* **PROBLEM DETAILS**
Using the records provided below, locate and copy each line that contains the word "this".
** Begin EXERCISE INPUTS **
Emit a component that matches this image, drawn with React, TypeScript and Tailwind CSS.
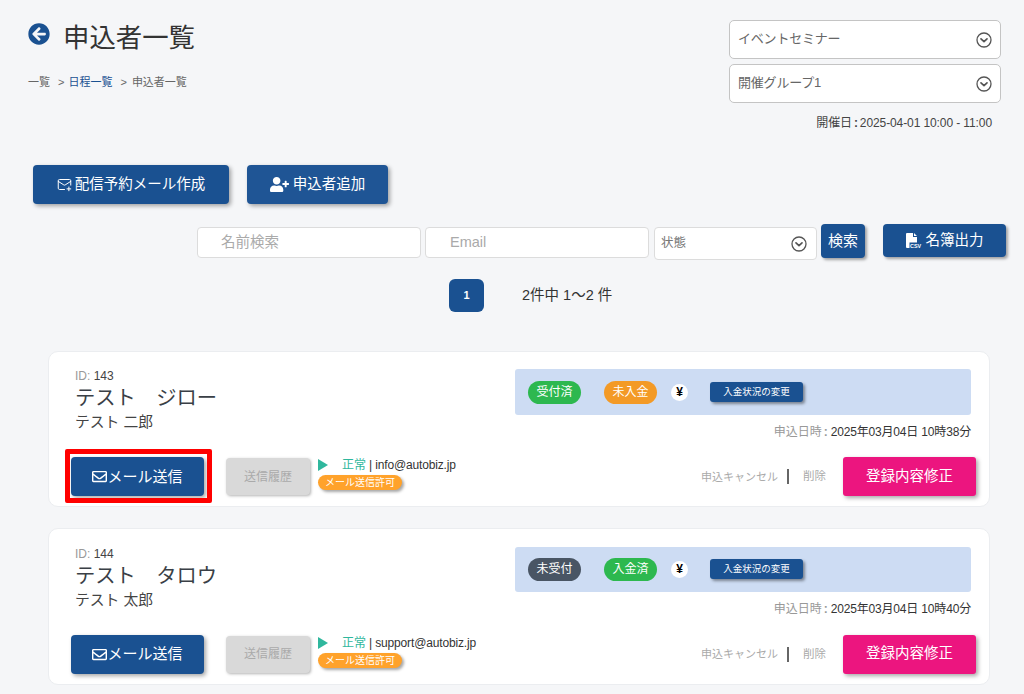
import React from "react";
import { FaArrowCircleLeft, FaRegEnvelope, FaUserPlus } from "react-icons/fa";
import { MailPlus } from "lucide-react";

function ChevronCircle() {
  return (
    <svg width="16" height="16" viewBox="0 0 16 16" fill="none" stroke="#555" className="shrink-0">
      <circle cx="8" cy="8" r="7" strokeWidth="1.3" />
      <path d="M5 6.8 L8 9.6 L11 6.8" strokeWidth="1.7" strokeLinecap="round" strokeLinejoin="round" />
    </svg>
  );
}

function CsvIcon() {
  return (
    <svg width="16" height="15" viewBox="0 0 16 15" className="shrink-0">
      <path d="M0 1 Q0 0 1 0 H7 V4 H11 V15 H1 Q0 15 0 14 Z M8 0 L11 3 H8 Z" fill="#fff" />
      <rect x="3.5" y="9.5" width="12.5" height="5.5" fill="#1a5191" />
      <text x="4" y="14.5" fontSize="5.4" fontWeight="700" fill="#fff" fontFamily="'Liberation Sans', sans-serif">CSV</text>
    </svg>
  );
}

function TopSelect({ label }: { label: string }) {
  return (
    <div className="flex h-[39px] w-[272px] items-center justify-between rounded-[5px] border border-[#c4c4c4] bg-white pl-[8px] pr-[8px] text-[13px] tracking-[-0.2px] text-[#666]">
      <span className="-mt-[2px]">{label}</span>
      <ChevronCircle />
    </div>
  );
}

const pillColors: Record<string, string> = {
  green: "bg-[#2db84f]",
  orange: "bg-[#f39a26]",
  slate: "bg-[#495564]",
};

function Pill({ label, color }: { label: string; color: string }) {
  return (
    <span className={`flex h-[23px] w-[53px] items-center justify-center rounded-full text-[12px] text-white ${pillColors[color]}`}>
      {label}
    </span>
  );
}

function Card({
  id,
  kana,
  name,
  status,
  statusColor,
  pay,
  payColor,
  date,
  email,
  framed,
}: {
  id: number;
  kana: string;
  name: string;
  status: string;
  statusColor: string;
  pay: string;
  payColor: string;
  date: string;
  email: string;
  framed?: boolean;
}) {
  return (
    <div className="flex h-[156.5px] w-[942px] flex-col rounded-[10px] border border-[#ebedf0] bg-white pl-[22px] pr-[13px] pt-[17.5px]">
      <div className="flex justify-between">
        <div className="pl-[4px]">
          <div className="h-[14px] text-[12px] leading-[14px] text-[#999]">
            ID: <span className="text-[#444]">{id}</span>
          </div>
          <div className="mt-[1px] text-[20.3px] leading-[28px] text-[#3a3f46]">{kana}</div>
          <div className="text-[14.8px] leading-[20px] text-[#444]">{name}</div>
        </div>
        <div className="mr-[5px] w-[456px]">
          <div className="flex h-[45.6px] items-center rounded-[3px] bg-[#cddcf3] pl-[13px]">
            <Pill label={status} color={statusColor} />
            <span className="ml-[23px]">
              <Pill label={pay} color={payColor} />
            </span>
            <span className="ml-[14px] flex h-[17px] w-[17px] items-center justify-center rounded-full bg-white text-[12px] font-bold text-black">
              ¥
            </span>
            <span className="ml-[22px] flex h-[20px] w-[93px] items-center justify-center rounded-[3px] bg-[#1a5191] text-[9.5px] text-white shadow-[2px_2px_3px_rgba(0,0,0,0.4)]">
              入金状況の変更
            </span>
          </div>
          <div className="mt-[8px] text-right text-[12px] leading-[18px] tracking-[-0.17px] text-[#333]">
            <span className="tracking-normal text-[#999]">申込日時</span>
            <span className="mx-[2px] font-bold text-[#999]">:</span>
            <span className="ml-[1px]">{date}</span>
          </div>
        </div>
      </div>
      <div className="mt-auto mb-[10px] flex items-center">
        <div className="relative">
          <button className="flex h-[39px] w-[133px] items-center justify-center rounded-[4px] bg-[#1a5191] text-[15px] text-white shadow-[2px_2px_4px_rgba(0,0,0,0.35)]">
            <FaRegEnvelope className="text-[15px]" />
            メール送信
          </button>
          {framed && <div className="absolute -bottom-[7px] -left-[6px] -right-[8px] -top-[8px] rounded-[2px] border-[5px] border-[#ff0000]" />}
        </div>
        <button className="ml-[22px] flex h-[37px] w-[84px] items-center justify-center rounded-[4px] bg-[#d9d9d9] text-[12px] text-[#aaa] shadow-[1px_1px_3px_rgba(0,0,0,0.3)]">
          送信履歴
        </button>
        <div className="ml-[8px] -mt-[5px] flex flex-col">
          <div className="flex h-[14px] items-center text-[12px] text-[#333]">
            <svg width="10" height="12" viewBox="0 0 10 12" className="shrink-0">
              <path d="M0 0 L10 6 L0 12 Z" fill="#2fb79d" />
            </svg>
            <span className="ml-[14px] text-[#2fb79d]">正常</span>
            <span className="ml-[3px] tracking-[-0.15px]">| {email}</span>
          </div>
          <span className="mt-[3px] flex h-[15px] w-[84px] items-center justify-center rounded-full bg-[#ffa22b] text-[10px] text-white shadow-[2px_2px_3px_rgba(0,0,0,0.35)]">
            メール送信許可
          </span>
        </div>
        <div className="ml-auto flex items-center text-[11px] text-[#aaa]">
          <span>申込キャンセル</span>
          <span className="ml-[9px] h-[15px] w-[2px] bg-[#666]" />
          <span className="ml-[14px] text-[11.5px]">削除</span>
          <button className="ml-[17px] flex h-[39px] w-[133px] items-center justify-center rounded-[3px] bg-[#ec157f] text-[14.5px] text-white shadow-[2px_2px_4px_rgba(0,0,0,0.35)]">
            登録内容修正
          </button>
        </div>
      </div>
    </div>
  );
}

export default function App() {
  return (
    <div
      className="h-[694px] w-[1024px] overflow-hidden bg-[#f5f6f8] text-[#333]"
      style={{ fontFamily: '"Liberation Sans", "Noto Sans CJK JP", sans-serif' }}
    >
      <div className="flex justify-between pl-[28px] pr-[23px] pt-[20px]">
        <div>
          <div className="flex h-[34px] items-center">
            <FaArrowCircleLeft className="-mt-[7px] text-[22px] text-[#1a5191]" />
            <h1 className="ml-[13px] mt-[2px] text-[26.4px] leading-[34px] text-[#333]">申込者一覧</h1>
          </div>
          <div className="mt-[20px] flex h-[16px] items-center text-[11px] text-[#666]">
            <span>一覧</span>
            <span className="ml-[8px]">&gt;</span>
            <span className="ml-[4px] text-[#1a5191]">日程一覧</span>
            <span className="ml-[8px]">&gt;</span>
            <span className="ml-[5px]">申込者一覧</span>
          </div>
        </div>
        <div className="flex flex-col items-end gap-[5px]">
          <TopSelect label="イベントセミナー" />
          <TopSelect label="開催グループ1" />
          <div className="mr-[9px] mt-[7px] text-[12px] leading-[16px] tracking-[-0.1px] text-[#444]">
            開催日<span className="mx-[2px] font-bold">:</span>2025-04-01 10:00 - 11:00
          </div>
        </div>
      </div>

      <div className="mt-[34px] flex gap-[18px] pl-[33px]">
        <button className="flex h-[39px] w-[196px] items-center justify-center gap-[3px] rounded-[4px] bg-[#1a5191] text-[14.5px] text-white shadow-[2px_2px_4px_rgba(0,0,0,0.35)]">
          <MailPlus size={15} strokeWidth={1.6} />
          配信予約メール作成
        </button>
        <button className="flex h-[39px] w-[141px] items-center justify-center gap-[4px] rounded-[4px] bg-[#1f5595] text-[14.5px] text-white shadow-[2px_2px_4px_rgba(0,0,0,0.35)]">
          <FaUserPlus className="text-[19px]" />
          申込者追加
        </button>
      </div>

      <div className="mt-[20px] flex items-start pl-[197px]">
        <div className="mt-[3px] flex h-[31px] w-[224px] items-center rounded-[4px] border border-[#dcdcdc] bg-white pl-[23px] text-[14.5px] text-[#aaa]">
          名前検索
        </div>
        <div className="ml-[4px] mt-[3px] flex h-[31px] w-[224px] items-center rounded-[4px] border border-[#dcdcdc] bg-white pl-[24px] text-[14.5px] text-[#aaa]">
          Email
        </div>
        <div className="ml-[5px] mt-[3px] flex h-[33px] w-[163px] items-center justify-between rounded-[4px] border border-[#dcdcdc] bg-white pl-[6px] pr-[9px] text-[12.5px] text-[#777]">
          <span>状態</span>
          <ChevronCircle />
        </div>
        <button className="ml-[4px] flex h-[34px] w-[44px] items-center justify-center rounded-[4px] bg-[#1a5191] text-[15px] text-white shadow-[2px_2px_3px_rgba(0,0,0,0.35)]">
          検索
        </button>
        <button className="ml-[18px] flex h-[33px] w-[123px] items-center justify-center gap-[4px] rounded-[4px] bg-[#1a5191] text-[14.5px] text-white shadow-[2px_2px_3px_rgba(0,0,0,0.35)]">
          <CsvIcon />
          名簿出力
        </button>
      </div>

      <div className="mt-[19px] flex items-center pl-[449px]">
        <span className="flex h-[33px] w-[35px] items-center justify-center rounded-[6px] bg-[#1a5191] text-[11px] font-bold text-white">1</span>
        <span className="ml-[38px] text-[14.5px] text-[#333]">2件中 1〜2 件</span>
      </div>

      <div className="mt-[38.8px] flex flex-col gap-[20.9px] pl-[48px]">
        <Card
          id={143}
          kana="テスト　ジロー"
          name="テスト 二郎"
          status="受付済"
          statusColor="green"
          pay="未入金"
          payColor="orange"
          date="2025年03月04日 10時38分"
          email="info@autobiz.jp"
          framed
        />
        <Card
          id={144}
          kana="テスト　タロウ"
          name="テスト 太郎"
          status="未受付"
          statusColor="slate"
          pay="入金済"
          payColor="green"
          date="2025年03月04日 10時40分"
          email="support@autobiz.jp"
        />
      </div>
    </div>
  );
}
** End EXERCISE INPUTS **
** Begin EXERCISE INPUTS **
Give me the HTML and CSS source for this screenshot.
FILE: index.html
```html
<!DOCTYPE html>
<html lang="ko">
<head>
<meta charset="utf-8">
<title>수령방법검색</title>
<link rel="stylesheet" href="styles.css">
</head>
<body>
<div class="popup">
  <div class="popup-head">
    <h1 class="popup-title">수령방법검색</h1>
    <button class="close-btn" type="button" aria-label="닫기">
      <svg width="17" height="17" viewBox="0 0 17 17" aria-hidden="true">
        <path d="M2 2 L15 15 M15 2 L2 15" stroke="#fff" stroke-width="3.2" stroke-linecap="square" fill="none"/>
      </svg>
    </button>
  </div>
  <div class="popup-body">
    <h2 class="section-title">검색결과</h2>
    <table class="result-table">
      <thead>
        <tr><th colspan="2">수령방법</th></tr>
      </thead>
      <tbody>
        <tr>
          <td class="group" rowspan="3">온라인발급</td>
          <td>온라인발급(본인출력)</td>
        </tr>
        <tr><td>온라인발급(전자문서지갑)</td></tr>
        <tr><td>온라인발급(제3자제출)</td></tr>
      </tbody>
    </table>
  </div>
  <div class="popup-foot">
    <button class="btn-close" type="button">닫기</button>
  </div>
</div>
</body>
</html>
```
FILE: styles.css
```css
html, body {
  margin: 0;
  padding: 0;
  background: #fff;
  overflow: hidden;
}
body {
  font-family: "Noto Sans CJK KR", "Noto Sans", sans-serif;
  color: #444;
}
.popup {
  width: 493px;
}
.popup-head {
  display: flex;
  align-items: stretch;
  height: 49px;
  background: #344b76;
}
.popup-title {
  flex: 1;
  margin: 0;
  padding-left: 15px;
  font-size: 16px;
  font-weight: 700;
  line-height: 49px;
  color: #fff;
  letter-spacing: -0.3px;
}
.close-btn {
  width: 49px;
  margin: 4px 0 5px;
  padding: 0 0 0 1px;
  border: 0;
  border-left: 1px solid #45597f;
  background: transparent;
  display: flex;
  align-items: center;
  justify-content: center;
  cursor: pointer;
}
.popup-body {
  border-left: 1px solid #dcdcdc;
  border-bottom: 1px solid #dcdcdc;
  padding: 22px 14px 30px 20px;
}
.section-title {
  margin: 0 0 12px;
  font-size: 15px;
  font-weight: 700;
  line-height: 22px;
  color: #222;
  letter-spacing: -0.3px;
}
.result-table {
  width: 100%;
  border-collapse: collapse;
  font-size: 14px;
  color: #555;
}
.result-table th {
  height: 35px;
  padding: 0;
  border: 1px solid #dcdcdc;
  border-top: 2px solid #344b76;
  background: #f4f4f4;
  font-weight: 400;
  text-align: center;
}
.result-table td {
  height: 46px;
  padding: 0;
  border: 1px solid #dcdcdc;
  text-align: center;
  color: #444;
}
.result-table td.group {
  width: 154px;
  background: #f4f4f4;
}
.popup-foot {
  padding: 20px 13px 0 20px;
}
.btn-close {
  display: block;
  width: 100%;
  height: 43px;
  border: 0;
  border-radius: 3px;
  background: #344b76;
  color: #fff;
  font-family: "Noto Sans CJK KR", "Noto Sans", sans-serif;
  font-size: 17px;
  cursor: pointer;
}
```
** End EXERCISE INPUTS **
* **PROBLEM SOLUTION**
Emit a component that matches this image, drawn with React, TypeScript and Tailwind CSS.
Give me the HTML and CSS source for this screenshot.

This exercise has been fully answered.